**Exercise aim**
Return the material exactly, first line through the line containing "const [scope, setScope] = useState('');", and nothing more. Pictures stay out.
******************************
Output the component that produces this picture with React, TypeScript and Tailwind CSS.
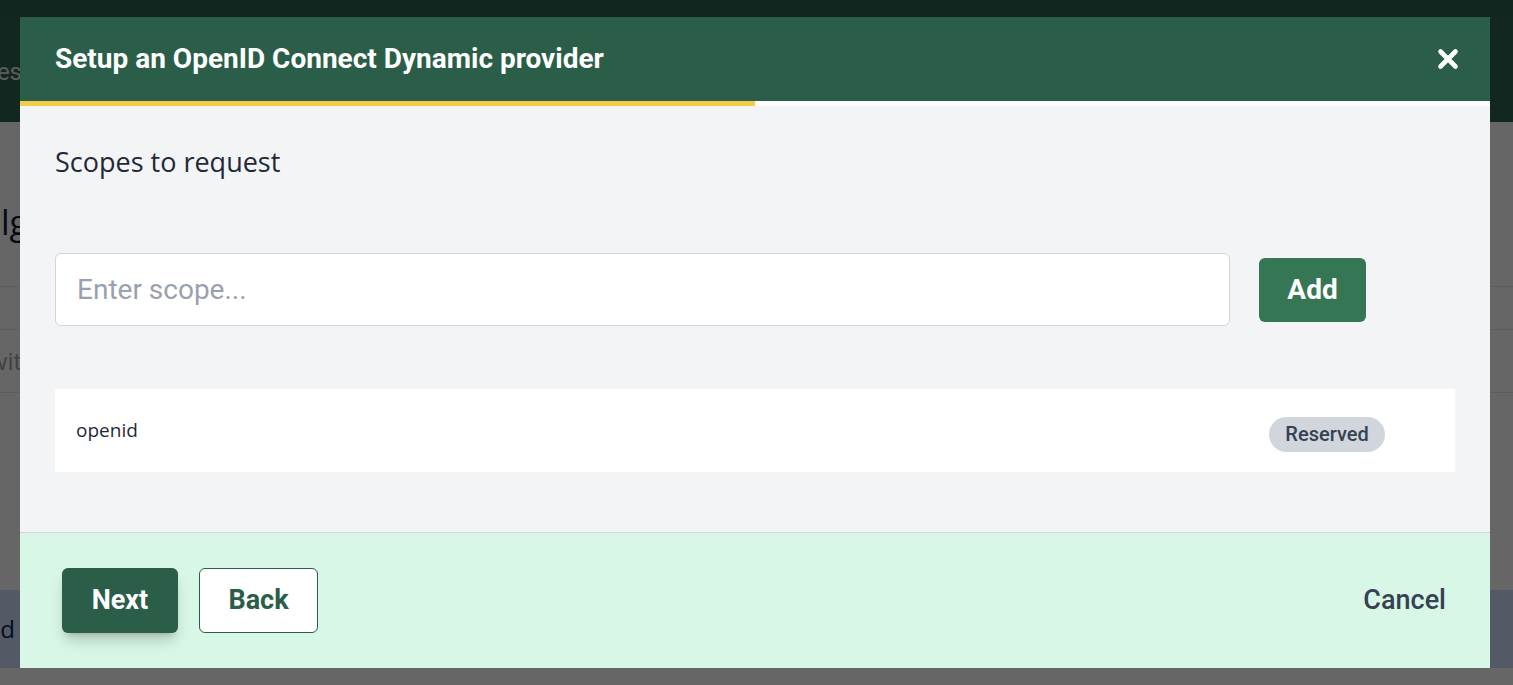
import { useState } from 'react';

function CloseIcon() {
    return (
        <svg width="22" height="22" viewBox="0 0 22 22" fill="none">
            <path d="M3.5 3.5 L18.5 18.5 M18.5 3.5 L3.5 18.5" stroke="white" strokeWidth="4.6" strokeLinecap="round" />
        </svg>
    );
}

export default function App() {
    const [scope, setScope] = useState('');

    return (
        <div className="relative w-[1513px] h-[685px] overflow-hidden bg-white font-['Roboto',sans-serif]">
            {/* page behind the dialog */}
            <div className="h-[17px] bg-[#2f5f4f]" />
            <div className="h-[105px] bg-[#2e6350] flex items-center pt-[4px]">
                <div className="w-[22px] overflow-hidden flex justify-end">
                    <span className="text-[24px] text-[#e6ece9] whitespace-nowrap">Identities</span>
                </div>
            </div>
            <div className="h-[165px] flex items-center pt-[36px] border-b border-gray-200">
                <div className="w-[30px] overflow-hidden pl-[1px]">
                    <span className="text-[34px] text-[#0b1730] font-['Open_Sans',sans-serif] whitespace-nowrap">lg</span>
                </div>
            </div>
            <div className="h-[43px] border-b border-gray-200" />
            <div className="h-[63px] flex items-center border-b border-gray-200">
                <div className="w-[22px] overflow-hidden flex justify-end">
                    <span className="text-[24px] text-[#9ca3af] font-['Open_Sans',sans-serif] whitespace-nowrap">Search wit</span>
                </div>
            </div>
            <div className="h-[197px]" />
            <div className="h-[78px] bg-[#cfe1ff] flex items-center">
                <div className="w-[15px] overflow-hidden flex justify-end">
                    <span className="text-[24px] text-[#0b1f4a] font-['Open_Sans',sans-serif] whitespace-nowrap">d</span>
                </div>
            </div>

            {/* overlay + dialog */}
            <div className="absolute inset-0 bg-black/60">
                <div className="absolute left-[20px] top-[17px] w-[1470px] h-[651px] flex flex-col">
                    <div className="h-[84px] bg-[#2a5e48] flex items-center justify-between pl-[35px] pr-[31px]">
                        <h3 className="text-[28px] font-bold text-white">Setup an OpenID Connect Dynamic provider</h3>
                        <button className="flex items-center justify-center">
                            <CloseIcon />
                        </button>
                    </div>
                    <div className="h-[5px] bg-white">
                        <div className="h-full w-[735px] bg-[#f2cd48]" />
                    </div>

                    <div className="flex-1 bg-[#f3f4f6] px-[35px] pt-[40px]">
                        <p className="text-[27px] leading-[32px] text-[#1f2937] font-['Open_Sans',sans-serif]">Scopes to request</p>

                        <div className="mt-[75px] flex items-center">
                            <input
                                value={scope}
                                onChange={(e) => setScope(e.target.value)}
                                placeholder="Enter scope..."
                                className="w-[1175px] h-[73px] px-[21px] bg-white border border-gray-300 rounded-[6px] text-[28px] text-gray-800 placeholder:text-gray-400 outline-none"
                            />
                            <button className="ml-[29px] w-[107px] h-[64px] bg-[#357755] text-white text-[28px] font-bold rounded-[6px]">
                                Add
                            </button>
                        </div>

                        <div className="mt-[63px] h-[83px] bg-white flex items-center justify-between pl-[21px] pr-[70px]">
                            <span className="text-[19px] text-[#1f2937] font-['Open_Sans',sans-serif]">openid</span>
                            <span className="mt-[7px] w-[116px] h-[35px] flex items-center justify-center rounded-full bg-gray-300 text-[20px] font-medium text-gray-700">
                                Reserved
                            </span>
                        </div>
                    </div>

                    <div className="h-[136px] bg-[#d9f7e6] border-t border-gray-300 flex items-center justify-between pl-[42px] pr-[44px]">
                        <div className="flex items-center gap-[21px]">
                            <button className="w-[116px] h-[65px] bg-[#2a5e48] text-white text-[27px] font-bold rounded-[6px] shadow-lg shadow-black/20">
                                Next
                            </button>
                            <button className="w-[119px] h-[65px] bg-white border border-[#2a5e48] text-[#2a5e48] text-[27px] font-bold rounded-[6px]">
                                Back
                            </button>
                        </div>
                        <button className="text-[27px] font-medium text-gray-700">Cancel</button>
                    </div>
                </div>
            </div>
        </div>
    );
}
******************************
**Result of the task**
Output the component that produces this picture with React, TypeScript and Tailwind CSS.
import { useState } from 'react';

function CloseIcon() {
    return (
        <svg width="22" height="22" viewBox="0 0 22 22" fill="none">
            <path d="M3.5 3.5 L18.5 18.5 M18.5 3.5 L3.5 18.5" stroke="white" strokeWidth="4.6" strokeLinecap="round" />
        </svg>
    );
}

export default function App() {
    const [scope, setScope] = useState('');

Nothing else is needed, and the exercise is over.